La structure de l’ouvrage, relativement compact, est simple et clairement organisée en deux parties : la recension des différentes politiques par continent et par pays, suivie d’une analyse comparative à partir de thèmes transversaux. La conclusion tire des leçons pragmatiques en identifiant les tendances lourdes qui se traduisent en défis pour le Québec.

L’étude est particulièrement utile en ce qu’elle identifie quatre thèmes transnationaux qui déterminent les choix politiques et l’élaboration de stratégies en matière d’habitation : les dynamiques et les mutations sociodémographiques, l’accessibilité financière au logement abordable, la fourniture et la gestion du logement social et l’amélioration des milieux résidentiels. Les chapitres sur les États-Unis et la Grande-Bretagne sont particulièrement intéressants car ils réussissent à faire la difficile synthèse de programmes historiquement complexes et stratifiés. Dans le cas de la Grande-Bretagne, les auteurs brossent un portrait évolutif à partir du début de l’ère Thatcher jusqu’à la période du New Labour pour expliquer les impacts d’une réforme marquée par la démunicipalisation, la déréglementation et la décentralisation. Pour chaque pays, des fiches synthèses résument le contenu des politiques les plus marquantes en termes de mission et de contexte, d’objectifs et de clientèles visés, de modalités et de mise en oeuvre.

Dans la première partie, les auteurs reconnaissent d’emblée le caractère fragile des généralisations à partir de contextes culturels et sociopolitiques extrêmement diversifiés et qui restent à peine esquissés. Cela dit, la recension est rigoureuse et appuyée par des études et des rapports qui jettent un éclairage critique sur les philosophies qui sous-tendent les politiques et les normes. La deuxième partie de l’ouvrage présente les résultats de l’analyse comparative en faisant émerger certaines convergences. Premièrement, bien qu’elles misent sur la mixité sociale, les politiques en matière de logement abordable et social sont de plus en plus décentralisées et orientées sur l’accès à la propriété. Deuxièmement, les programmes d’allocation logement priment désormais sur les programmes d’aide à la pierre et ce, dans l’ensemble des pays recensés. Enfin, les politiques d’habitation comportent des volets de requalification des milieux dégradés qui vont bien au-delà des programmes de rénovation urbaine (urban renewal) en incluant des mesures liées à l’emploi, à l’éducation, à la sécurité et au développement d’équipements publics.

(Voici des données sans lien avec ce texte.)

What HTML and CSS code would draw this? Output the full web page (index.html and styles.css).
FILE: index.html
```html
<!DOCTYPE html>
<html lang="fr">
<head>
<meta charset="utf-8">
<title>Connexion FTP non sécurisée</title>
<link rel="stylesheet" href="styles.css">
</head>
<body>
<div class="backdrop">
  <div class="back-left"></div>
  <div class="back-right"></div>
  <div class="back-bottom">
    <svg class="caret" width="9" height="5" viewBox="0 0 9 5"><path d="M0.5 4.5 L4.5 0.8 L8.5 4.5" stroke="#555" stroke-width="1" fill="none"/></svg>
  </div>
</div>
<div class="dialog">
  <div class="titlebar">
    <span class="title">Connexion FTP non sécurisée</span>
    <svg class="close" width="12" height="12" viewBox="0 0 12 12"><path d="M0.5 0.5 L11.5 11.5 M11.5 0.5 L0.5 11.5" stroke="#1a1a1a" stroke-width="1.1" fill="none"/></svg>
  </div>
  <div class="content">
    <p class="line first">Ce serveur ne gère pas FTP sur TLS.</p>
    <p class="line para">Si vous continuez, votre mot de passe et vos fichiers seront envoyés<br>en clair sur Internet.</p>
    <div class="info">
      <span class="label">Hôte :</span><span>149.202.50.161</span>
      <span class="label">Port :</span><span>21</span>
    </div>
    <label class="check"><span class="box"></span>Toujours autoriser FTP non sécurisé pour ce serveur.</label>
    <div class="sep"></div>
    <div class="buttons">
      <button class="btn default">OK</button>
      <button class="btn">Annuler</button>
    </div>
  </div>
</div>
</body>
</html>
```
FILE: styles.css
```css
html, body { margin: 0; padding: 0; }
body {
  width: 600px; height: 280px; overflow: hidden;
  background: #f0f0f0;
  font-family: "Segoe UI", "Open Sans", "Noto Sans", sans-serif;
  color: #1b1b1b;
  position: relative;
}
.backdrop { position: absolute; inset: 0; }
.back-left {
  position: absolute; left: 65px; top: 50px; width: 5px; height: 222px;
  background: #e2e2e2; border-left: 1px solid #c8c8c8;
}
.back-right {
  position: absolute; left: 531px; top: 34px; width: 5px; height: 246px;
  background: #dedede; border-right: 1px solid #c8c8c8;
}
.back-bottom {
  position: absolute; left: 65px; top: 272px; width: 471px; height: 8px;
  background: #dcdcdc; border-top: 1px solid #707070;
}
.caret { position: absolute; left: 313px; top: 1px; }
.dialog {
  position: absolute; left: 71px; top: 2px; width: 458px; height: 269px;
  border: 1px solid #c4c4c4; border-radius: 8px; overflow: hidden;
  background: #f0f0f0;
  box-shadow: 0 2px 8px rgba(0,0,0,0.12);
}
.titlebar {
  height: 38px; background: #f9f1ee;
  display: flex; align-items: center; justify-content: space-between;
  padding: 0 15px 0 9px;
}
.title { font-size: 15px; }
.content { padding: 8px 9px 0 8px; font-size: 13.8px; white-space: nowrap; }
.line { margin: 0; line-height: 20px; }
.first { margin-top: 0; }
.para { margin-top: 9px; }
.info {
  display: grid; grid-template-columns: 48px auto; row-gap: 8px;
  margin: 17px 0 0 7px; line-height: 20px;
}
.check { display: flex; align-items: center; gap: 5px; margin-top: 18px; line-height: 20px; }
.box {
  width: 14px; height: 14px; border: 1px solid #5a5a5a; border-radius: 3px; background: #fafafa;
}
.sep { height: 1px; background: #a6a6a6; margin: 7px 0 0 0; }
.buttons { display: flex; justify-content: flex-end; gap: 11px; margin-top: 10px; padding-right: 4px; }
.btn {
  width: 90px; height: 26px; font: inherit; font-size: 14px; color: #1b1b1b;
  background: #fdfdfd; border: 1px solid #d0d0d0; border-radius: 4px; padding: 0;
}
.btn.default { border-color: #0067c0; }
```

Ce type d’analyse comparative synthétique s’avère très utile pour les chercheurs et les étudiants en aménagement, en architecture ou en sociologie, entre autres, qui portent sur l’habitat et le logement un regard multidisciplinaire orienté sur l’intervention. Cet ouvrage est un outil complémentaire aux nombreux travaux sur l’histoire des politiques d’habitation, sur les qualités, les pratiques, les usages et les représentations du logement, ainsi qu’aux données quantitatives issues des rapports des différentes instances gouvernementales.